From miners (Taiwan) to canaries (the indigenous people)
In 2016, the Taiwanese government adopted the term sbalay, a reconciliation ceremony of the indigenous Tayal people, as the keyword in producing audio files of official apology announcements in several ethnic languages to apologize, on behalf of the Taiwanese government, to the indigenous population for mistreatments they had historically suffered from the settler regimes. During the ceremony, Hu Jin-niang, a shaman from the Bunun nation used silvergrass as a medium to introduce the Taiwanese President to their ancestral spirits. The President, in turn, cited the Tayal tradition for apology, illustrating the relationship between reconciliation and truth (balay). This reconciliation event was considered by some as an opening ceremony for the debut of Taiwan’s newly formed “Transitional Justice Commission,” establishing reconciliation and truth as its core agenda.(註6)
Just earlier that year, singer Panai Kusui of Puyuma and Amis descent was invited to the President’s inauguration ceremony, yet soon afterwards, she realized that the government-propagated communication channel was non-existent. On the day of the Reconciliation Ceremony, she stood against the barricades to protest the President’s act of leading elders of each tribal community into the Office of the President to accept the apology. Panai commented that, when apologizing, it should be the culprit who comes to the victim to knock on their door, and the more appropriate venue would be a traditional territory, instead of having community elders travel to an institute symbolic of power center to accept the apology. In a traditional Tayal reconciliation ceremony, there would originally include the tribe electing an elder to perform Lmuhuw (traditional chanting of ancient tunes)(註7); however, this did not take place in the presidential office-held reconciliation ceremony. Though, on media recordings of moments during the entrance, we can still hear the cries of protest from afar, cheering sounds from the invited tribes, and voices of military police giving speeches, all rising one after another, as if substituting for the ritual of singing ancient tunes.(註8)
Meanwhile, during the protest, Panai reissued her 1990s song Wandering. She explains that this protest dawned on her that while she originally thought of her wandering experiences as “personal wandering,” they were actually the wandering of “the entire indigenous community.”(註9) In fact, in a reconciliation ceremony deprived of singing ritual from either party and no clarification of whose ancient teachings to follow as they go forward, what lies at its core is not only the wandering of indigenous people but also the wandering of their ancient tunes and teachings.
How do government officials perceive Tayal’s ancient teachings? Currently on the Internet, we can easily find all kinds of introductions to the Tayal reconciliation ceremony. Omi Wilang – a politician of the Democratic Party and secretary of the Indigenous Mission Committee at the Presbyterian Church in Taiwan – once introduced the reconciliation ceremony as he knew it in a television show.(註10) In the chart shown in the video, the monotheistic Christianity has reshaped their animistic utux (ancestral spirits) with binary opposition and hierarchy. Such dehistoricized understanding of ancient teachings seem to be complicit with the government’s superficial reconciliation ceremony. Perhaps, when canaries (the indigenous) sing their ancient teachings to coal miners (the Taiwanese government), it is nothing but a futile attempt – the miners’ lives are already exposed to precarity, hence any listening ability other than that for warnings is unnecessary to them.
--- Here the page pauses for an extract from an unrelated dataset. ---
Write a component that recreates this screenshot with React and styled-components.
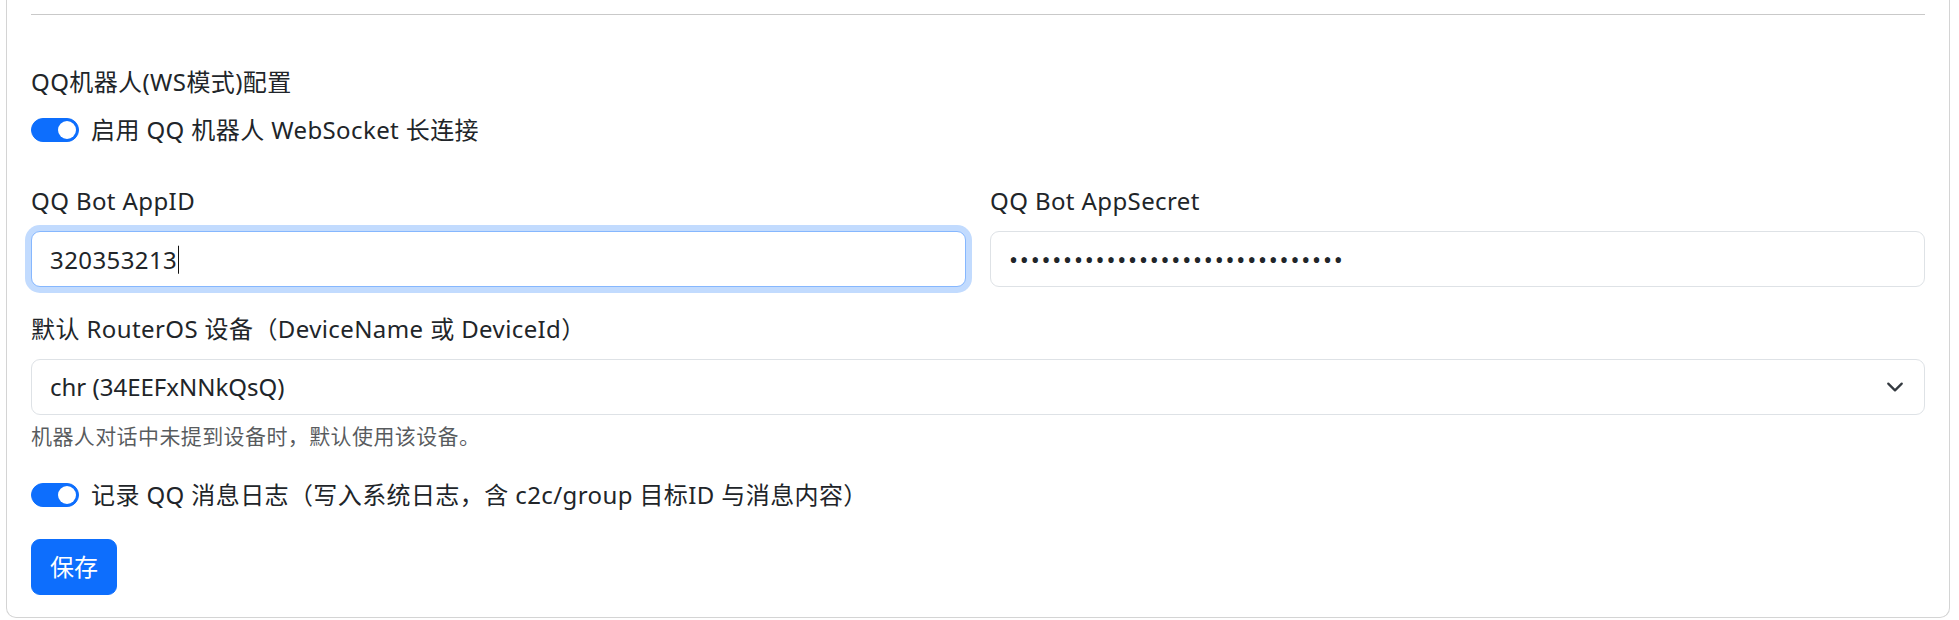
import React from 'react';
import styled, { createGlobalStyle } from 'styled-components';

const GlobalStyle = createGlobalStyle`
  html, body {
    margin: 0;
    padding: 0;
    background: #fff;
  }
  body {
    font-family: "Noto Sans", "Noto Sans CJK SC", sans-serif;
    font-size: 24px;
    line-height: 1.5;
    letter-spacing: 0.4px;
    color: #212529;
  }
  * { box-sizing: border-box; }
`;

const Page = styled.div`
  padding: 0 9px 1px 6px;
`;

const Card = styled.div`
  background: #fff;
  border: 1px solid #d4d4d4;
  border-top: none;
  border-radius: 0 0 10px 10px;
  padding: 14px 24px 22px;
`;

const Divider = styled.hr`
  margin: 0 0 49px;
  border: 0;
  border-top: 1px solid #c9c9c9;
`;

const SectionTitle = styled.div`
  margin-bottom: 12px;
`;

const Check = styled.label`
  display: flex;
  align-items: flex-start;
  gap: 12px;
  min-height: 36px;
  margin-bottom: ${({ $mb }) => $mb || 0}px;
  cursor: pointer;
`;

const SwitchTrack = styled.span`
  position: relative;
  flex: none;
  width: 48px;
  height: 24px;
  margin-top: 6px;
  border-radius: 24px;
  background: ${({ $on }) => ($on ? '#0d6efd' : '#fff')};
  border: 1px solid ${({ $on }) => ($on ? '#0d6efd' : '#c8cdd3')};

  &::after {
    content: '';
    position: absolute;
    top: 2px;
    left: ${({ $on }) => ($on ? '26px' : '2px')};
    width: 18px;
    height: 18px;
    border-radius: 50%;
    background: ${({ $on }) => ($on ? '#fff' : '#c8cdd3')};
  }
`;

const Row = styled.div`
  display: grid;
  grid-template-columns: 1fr 1fr;
  column-gap: 24px;
  margin-bottom: 24px;
`;

const Field = styled.div`
  margin-bottom: ${({ $mb }) => $mb || 0}px;
`;

const Label = styled.label`
  display: block;
  margin-bottom: 12px;
`;

const InputWrap = styled.div`
  position: relative;
`;

const TextInput = styled.input`
  display: block;
  width: 100%;
  height: 56px;
  padding: 9px 18px;
  font: inherit;
  letter-spacing: ${({ type }) => (type === 'password' ? '1.8px' : 'inherit')};
  color: #212529;
  background: #fff;
  border: 1px solid ${({ $focused }) => ($focused ? '#86b7fe' : '#dee2e6')};
  border-radius: 9px;
  outline: none;
  caret-color: transparent;
  box-shadow: ${({ $focused }) => ($focused ? '0 0 0 6px rgba(13, 110, 253, 0.25)' : 'none')};
`;

/* text caret drawn over the focused input, right after its value */
const Caret = styled.span`
  position: absolute;
  left: 19px;
  top: 50%;
  transform: translateY(-50%);
  color: transparent;
  pointer-events: none;
  line-height: 1;

  &::after {
    content: '';
    display: inline-block;
    width: 1px;
    height: 28px;
    margin-left: 1px;
    vertical-align: middle;
    background: #111;
  }
`;

const SelectWrap = styled.div`
  position: relative;
`;

const Select = styled.select`
  display: block;
  width: 100%;
  height: 56px;
  padding: 9px 54px 9px 18px;
  font: inherit;
  color: #212529;
  background: #fff;
  border: 1px solid #dee2e6;
  border-radius: 9px;
  appearance: none;
  outline: none;
`;

const Chevron = styled.svg`
  position: absolute;
  right: 18px;
  top: 50%;
  width: 24px;
  height: 18px;
  margin-top: -9px;
  pointer-events: none;
`;

const HelpText = styled.div`
  margin-top: 6px;
  font-size: 21px;
  color: rgba(33, 37, 41, 0.75);
`;

const PrimaryButton = styled.button`
  display: inline-block;
  height: 56px;
  padding: 9px 18px;
  font: inherit;
  color: #fff;
  background: #0d6efd;
  border: 1px solid #0d6efd;
  border-radius: 9px;
  cursor: pointer;
`;

const Switch = ({ on, children, mb }) => (
  <Check $mb={mb}>
    <SwitchTrack $on={on} />
    <span>{children}</span>
  </Check>
);

const appId = '320353213';

export default function App() {
  return (
    <Page>
      <GlobalStyle />
      <Card>
        <Divider />
        <SectionTitle>QQ机器人(WS模式)配置</SectionTitle>
        <Switch on mb={35}>启用 QQ 机器人 WebSocket 长连接</Switch>

        <Row>
          <div>
            <Label>QQ Bot AppID</Label>
            <InputWrap>
              <TextInput $focused defaultValue={appId} />
              <Caret aria-hidden="true">{appId}</Caret>
            </InputWrap>
          </div>
          <div>
            <Label>QQ Bot AppSecret</Label>
            <TextInput type="password" defaultValue="abcdefghijklmnopqrstuvwxyz01234" />
          </div>
        </Row>

        <Field $mb={24}>
          <Label>默认 RouterOS 设备（DeviceName 或 DeviceId）</Label>
          <SelectWrap>
            <Select defaultValue="chr">
              <option value="chr">chr (34EEFxNNkQsQ)</option>
            </Select>
            <Chevron viewBox="0 0 16 16" fill="none">
              <path d="m2 5 6 6 6-6" stroke="#343a40" strokeWidth="2" strokeLinecap="round" strokeLinejoin="round" />
            </Chevron>
          </SelectWrap>
          <HelpText>机器人对话中未提到设备时，默认使用该设备。</HelpText>
        </Field>

        <Switch on mb={26}>记录 QQ 消息日志（写入系统日志，含 c2c/group 目标ID 与消息内容）</Switch>

        <PrimaryButton type="button">保存</PrimaryButton>
      </Card>
    </Page>
  );
}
From canary (Taiwan) to canary (the indigenous people)
According to anthropologist Mei-hsia Wang’s research on Tayal tribes, the wandering of the ancient tunes and teachings should be taken literally: even within the same tribe, there may exist multiple ancient teachings, from “one tribe one ancient teaching” to “one household one ancient teaching.”(註11) The reconciliation ceremony as interpreted by the current administration has been made into a rhetoric for modern governance. The government-angled propaganda emphasizes the etymological association between “reconciliation” and “truth” in the Tayal language because it relates to the appeal for transitional justice that is based on reviewing and critiquing the Chinese Nationalist Party (KMT). It focuses on present (DPP-established) justice and past (KMT-made) mistakes, instead of conducting an overall assessment of the long standing evils of settler capitalism.
With a few hundred-years history of missionary preaching, ancient teachings of indigenous communities have already been altered into one that operates dualism of modernity. An example of gender trouble in the face of ancient teachings proves such point: a writer of Truku descent, Apyang Imiq, penned a conversation about a child coming out to their family members – in the past, a hagay, who possesses both the male and female souls, were considered gifted with the ability to communicate with utux (ancestral spirits); however, in today’s tribal culture, this has become synonymous with “being a sissy, or other worse names such as faggots.” Nowadays, the tribal people’s stance against their children being queer is this: The Bible (read: “ancient teachings”) forbids this, and you shall not join us in the Promised Land (read: “the land of ancestral spirits”).(註12)
In the Tayal world, there are diverse options for conflict-resolving rituals – it isn’t just reconciliation ceremonies mediated by chants and pig sacrifices. There are ceremonies that allow community members to reinforce their pact on specific responsibilities, which facilitates further organization of social groups.(註13) Additionally, Watan Tanga, a respect elder of the Tayal community, also introduced a de-weaponizing ritual –
When the other party shows willingness to contrive and reconcile, for the sake of the future generation, even at the risk of bloody conflicts, the respected elder shall consider replacing bullets with ornaments… they might have originally been intended for revenge, but after undergoing gengay, the bullets are replaced by earrings.(註14)
In this case of coal miners (the Taiwanese government) trying to listen to (reconcile with) the canary (the indigenous community), the current status still has the canary’s musical tone turned monotonous. In other words, the government makes univocal appropriation of the indigenous culture for the benefit of its own political agenda. This relationship precisely demonstrates the monophonic power dynamic in which the coal miners adopt a cybernetic “signal-feedback” structure towards the canary’s singing.
If we listen to the canary’s (the indigenous community) ancient teachings, the Tayal people’s traditional reconciliation ceremony offers us a pragmatic exemplar in the aesthetics of sound relationship. A reconciliation ceremony is not only a political and legal ritual but also a singing event – an event that is held at the river basin whether the two parties clashed, with each party chanting the other’s Lmuhuw (ancient tunes) of migration. Just as laws are cited in court, the two singers compete via chanting, each expressing their interpretation of ancient tunes (laws) to debate and mediate over their traditional territory’s location and scope. This style of decentralized singing simultaneously implicates conceptions regarding aesthetics—legality—property—nature, and the act eventually results in the establishment of a new community.